Tuesday, January 10, 2012

Herrings Man Accused of Breaking Wine Glass Over Dog During Domestic Dispute

This is why you should put the dog in another room when you are going to have a domestic dispute.
Herrings Man Accused of Breaking Wine Glass Over Dog During Domestic Dispute

5 comments:

Anonymous said...

Once we outlaw dogs at the Farmer's Market, then we won't have to worry about having domestic disputes at the State Office Building. It's a two-fer. Such logic.

Anonymous said...

Domestics are usally not planned,and if they were that rational they wouldn't be fighting in the first place.
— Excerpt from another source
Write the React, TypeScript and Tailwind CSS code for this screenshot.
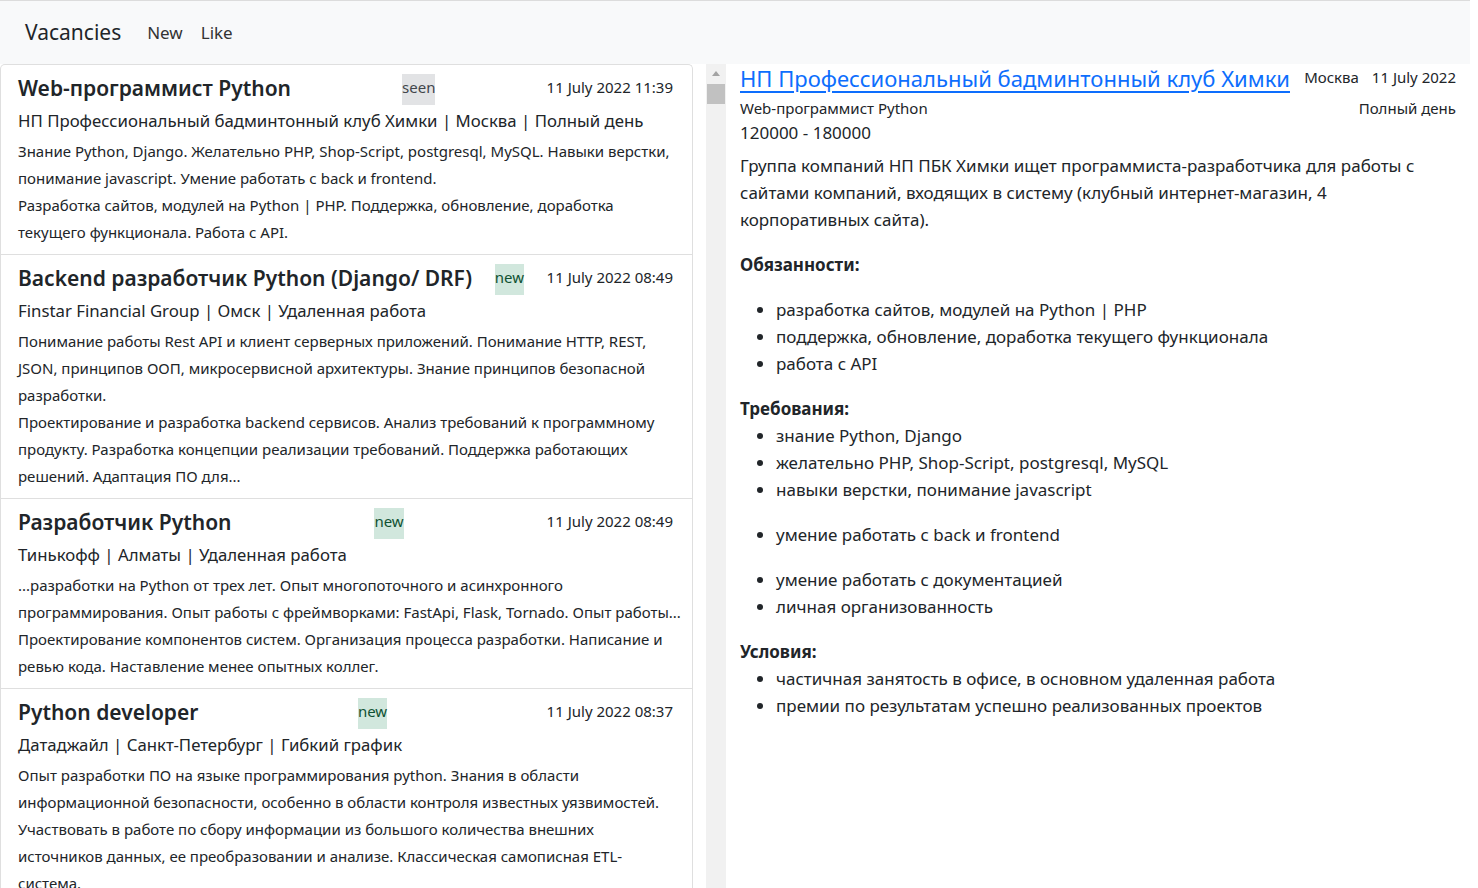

Sometimes I wonder if you should ask for your money back from that education you paid so much for.

Anonymous said...

I have a suspicion
that erudition submission
suggesting you get a refund for tuition
soon will be wishin'
he didn't end his sentence
in a preposition

Anonymous said...

I got it with a STATE GRANT, 2:10. Don't expect much. But thanks for noticing.

Anonymous said...

Didja hear the one about the Texan in London who stopped to ask "can you tell me where Big Ben's at?" Replied the Limey, "Sir, here in Britain we do not end sentences with prepositions". The Texan, not wishing to be seen as uneducated, restated his question. "Sir, could you tell me where Big Ben's at, asshole?"